Excerpt from a dataset =
----
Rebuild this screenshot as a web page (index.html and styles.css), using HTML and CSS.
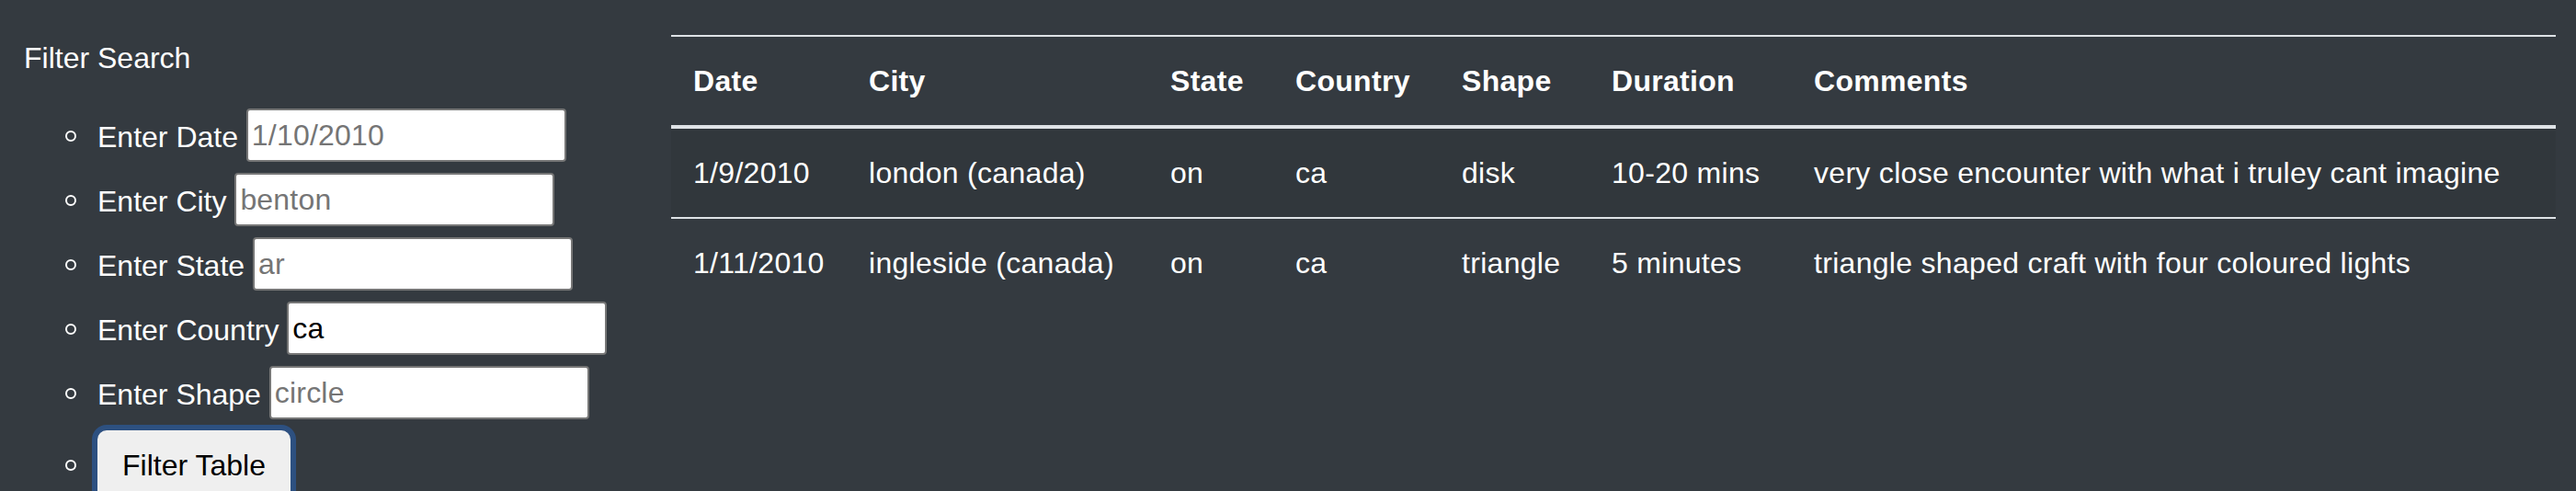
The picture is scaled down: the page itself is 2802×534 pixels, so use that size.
FILE: index.html
```html
<!DOCTYPE html>
<html lang="en">
<head>
<meta charset="utf-8">
<title>UFO Sightings</title>
<link rel="stylesheet" href="styles.css">
</head>
<body>
<div class="page">
  <aside class="sidebar">
    <div class="filter-title">Filter Search</div>
    <ul class="filters">
      <li><label class="filter-label" for="datetime">Enter Date</label> <input class="filter-input" id="datetime" type="text" placeholder="1/10/2010"></li>
      <li><label class="filter-label" for="city">Enter City</label> <input class="filter-input" id="city" type="text" placeholder="benton"></li>
      <li><label class="filter-label" for="state">Enter State</label> <input class="filter-input" id="state" type="text" placeholder="ar"></li>
      <li><label class="filter-label" for="country">Enter Country</label> <input class="filter-input" id="country" type="text" value="ca"></li>
      <li><label class="filter-label" for="shape">Enter Shape</label> <input class="filter-input" id="shape" type="text" placeholder="circle"></li>
      <li class="filter-action"><button class="filter-btn" type="button">Filter Table</button></li>
    </ul>
  </aside>
  <main class="content">
    <table class="ufo-table">
      <colgroup>
        <col class="c-date"><col class="c-city"><col class="c-state"><col class="c-country"><col class="c-shape"><col class="c-duration"><col class="c-comments">
      </colgroup>
      <thead>
        <tr><th>Date</th><th>City</th><th>State</th><th>Country</th><th>Shape</th><th>Duration</th><th>Comments</th></tr>
      </thead>
      <tbody>
        <tr class="striped"><td>1/9/2010</td><td>london (canada)</td><td>on</td><td>ca</td><td>disk</td><td>10-20 mins</td><td>very close encounter with what i truley cant imagine</td></tr>
        <tr><td>1/11/2010</td><td>ingleside (canada)</td><td>on</td><td>ca</td><td>triangle</td><td>5 minutes</td><td>triangle shaped craft with four coloured lights</td></tr>
      </tbody>
    </table>
  </main>
</div>
</body>
</html>
```

FILE: styles.css
```css
html, body {
  margin: 0;
  padding: 0;
}

body {
  background: #343a40;
  color: #ffffff;
  font-family: "Liberation Sans", Arial, Helvetica, sans-serif;
  font-size: 32px;
  line-height: 48px;
  letter-spacing: 0.3px;
  overflow: hidden;
}

.page {
  display: flex;
  align-items: flex-start;
  padding-left: 26px;
  padding-right: 22px;
}

.sidebar {
  width: 704px;
  flex: none;
  padding-top: 39px;
  letter-spacing: 0;
}

.filter-title {
  line-height: 48px;
  margin: 0 0 27px 0;
}

.filters {
  list-style: none;
  margin: 0;
  padding-left: 80px;
}

.filters li {
  position: relative;
  line-height: 70px;
  height: 70px;
}

.filters li::before {
  content: "";
  position: absolute;
  left: -35px;
  top: 28px;
  width: 8px;
  height: 8px;
  border: 2px solid #ffffff;
  border-radius: 50%;
}

.filter-input {
  box-sizing: border-box;
  width: 348px;
  height: 58px;
  padding: 2px 4px;
  border: 2px solid #767676;
  border-radius: 4px;
  background: #ffffff;
  color: #000000;
  font-family: "Liberation Sans", Arial, Helvetica, sans-serif;
  font-size: 32px;
  letter-spacing: 0.2px;
  line-height: normal;
  vertical-align: top;
  margin: 4px 0 0 0;
}

.filter-input::placeholder {
  color: #757575;
  opacity: 1;
}

.filters li.filter-action {
  height: auto;
  padding-top: 4px;
}

.filters li.filter-action::before {
  top: 36px;
}

.filter-btn {
  box-sizing: border-box;
  font-family: "Liberation Sans", Arial, Helvetica, sans-serif;
  font-size: 32px;
  letter-spacing: 0;
  line-height: 48px;
  padding: 12px 25px;
  border: 2px solid #efefef;
  border-radius: 10px;
  background: #efefef;
  color: #000000;
  margin: 0;
  box-shadow: 0 0 0 6px #2d5080;
}

.content {
  flex: 1;
  padding-top: 38px;
}

.ufo-table {
  width: 2050px;
  table-layout: fixed;
  border-collapse: separate;
  border-spacing: 0;
  color: #ffffff;
}

.c-date { width: 191px; }
.c-city { width: 328px; }
.c-state { width: 136px; }
.c-country { width: 181px; }
.c-shape { width: 163px; }
.c-duration { width: 220px; }

.ufo-table th,
.ufo-table td {
  padding: 24px;
  text-align: left;
  vertical-align: top;
  white-space: nowrap;
  line-height: 48px;
}

.ufo-table th {
  font-weight: bold;
  border-top: 2px solid #dee2e6;
  border-bottom: 4px solid #dee2e6;
}

.ufo-table tbody tr + tr td {
  border-top: 2px solid #dee2e6;
}

.ufo-table .striped td {
  background: rgba(0, 0, 0, 0.05);
}
```
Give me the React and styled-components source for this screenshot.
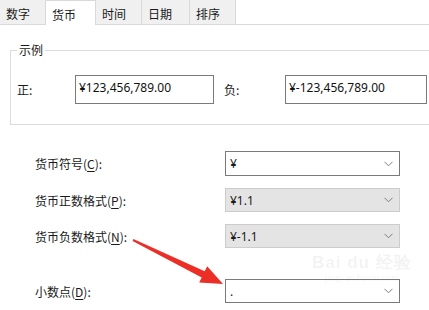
----
Restate each of the entries above word for word and skip every image.

Exercise answer =
Rebuild this screenshot as a web page (index.html and styles.css), using HTML and CSS.
The picture is scaled down: the page itself is 2802×534 pixels, so use that size.
FILE: index.html
```html
<!DOCTYPE html>
<html lang="en">
<head>
<meta charset="utf-8">
<title>UFO Sightings</title>
<link rel="stylesheet" href="styles.css">
</head>
<body>
<div class="page">
  <aside class="sidebar">
    <div class="filter-title">Filter Search</div>
    <ul class="filters">
      <li><label class="filter-label" for="datetime">Enter Date</label> <input class="filter-input" id="datetime" type="text" placeholder="1/10/2010"></li>
      <li><label class="filter-label" for="city">Enter City</label> <input class="filter-input" id="city" type="text" placeholder="benton"></li>
      <li><label class="filter-label" for="state">Enter State</label> <input class="filter-input" id="state" type="text" placeholder="ar"></li>
      <li><label class="filter-label" for="country">Enter Country</label> <input class="filter-input" id="country" type="text" value="ca"></li>
      <li><label class="filter-label" for="shape">Enter Shape</label> <input class="filter-input" id="shape" type="text" placeholder="circle"></li>
      <li class="filter-action"><button class="filter-btn" type="button">Filter Table</button></li>
    </ul>
  </aside>
  <main class="content">
    <table class="ufo-table">
      <colgroup>
        <col class="c-date"><col class="c-city"><col class="c-state"><col class="c-country"><col class="c-shape"><col class="c-duration"><col class="c-comments">
      </colgroup>
      <thead>
        <tr><th>Date</th><th>City</th><th>State</th><th>Country</th><th>Shape</th><th>Duration</th><th>Comments</th></tr>
      </thead>
      <tbody>
        <tr class="striped"><td>1/9/2010</td><td>london (canada)</td><td>on</td><td>ca</td><td>disk</td><td>10-20 mins</td><td>very close encounter with what i truley cant imagine</td></tr>
        <tr><td>1/11/2010</td><td>ingleside (canada)</td><td>on</td><td>ca</td><td>triangle</td><td>5 minutes</td><td>triangle shaped craft with four coloured lights</td></tr>
      </tbody>
    </table>
  </main>
</div>
</body>
</html>
```

FILE: styles.css
```css
html, body {
  margin: 0;
  padding: 0;
}

body {
  background: #343a40;
  color: #ffffff;
  font-family: "Liberation Sans", Arial, Helvetica, sans-serif;
  font-size: 32px;
  line-height: 48px;
  letter-spacing: 0.3px;
  overflow: hidden;
}

.page {
  display: flex;
  align-items: flex-start;
  padding-left: 26px;
  padding-right: 22px;
}

.sidebar {
  width: 704px;
  flex: none;
  padding-top: 39px;
  letter-spacing: 0;
}

.filter-title {
  line-height: 48px;
  margin: 0 0 27px 0;
}

.filters {
  list-style: none;
  margin: 0;
  padding-left: 80px;
}

.filters li {
  position: relative;
  line-height: 70px;
  height: 70px;
}

.filters li::before {
  content: "";
  position: absolute;
  left: -35px;
  top: 28px;
  width: 8px;
  height: 8px;
  border: 2px solid #ffffff;
  border-radius: 50%;
}

.filter-input {
  box-sizing: border-box;
  width: 348px;
  height: 58px;
  padding: 2px 4px;
  border: 2px solid #767676;
  border-radius: 4px;
  background: #ffffff;
  color: #000000;
  font-family: "Liberation Sans", Arial, Helvetica, sans-serif;
  font-size: 32px;
  letter-spacing: 0.2px;
  line-height: normal;
  vertical-align: top;
  margin: 4px 0 0 0;
}

.filter-input::placeholder {
  color: #757575;
  opacity: 1;
}

.filters li.filter-action {
  height: auto;
  padding-top: 4px;
}

.filters li.filter-action::before {
  top: 36px;
}

.filter-btn {
  box-sizing: border-box;
  font-family: "Liberation Sans", Arial, Helvetica, sans-serif;
  font-size: 32px;
  letter-spacing: 0;
  line-height: 48px;
  padding: 12px 25px;
  border: 2px solid #efefef;
  border-radius: 10px;
  background: #efefef;
  color: #000000;
  margin: 0;
  box-shadow: 0 0 0 6px #2d5080;
}

.content {
  flex: 1;
  padding-top: 38px;
}

.ufo-table {
  width: 2050px;
  table-layout: fixed;
  border-collapse: separate;
  border-spacing: 0;
  color: #ffffff;
}

.c-date { width: 191px; }
.c-city { width: 328px; }
.c-state { width: 136px; }
.c-country { width: 181px; }
.c-shape { width: 163px; }
.c-duration { width: 220px; }

.ufo-table th,
.ufo-table td {
  padding: 24px;
  text-align: left;
  vertical-align: top;
  white-space: nowrap;
  line-height: 48px;
}

.ufo-table th {
  font-weight: bold;
  border-top: 2px solid #dee2e6;
  border-bottom: 4px solid #dee2e6;
}

.ufo-table tbody tr + tr td {
  border-top: 2px solid #dee2e6;
}

.ufo-table .striped td {
  background: rgba(0, 0, 0, 0.05);
}
```
Give me the React and styled-components source for this screenshot.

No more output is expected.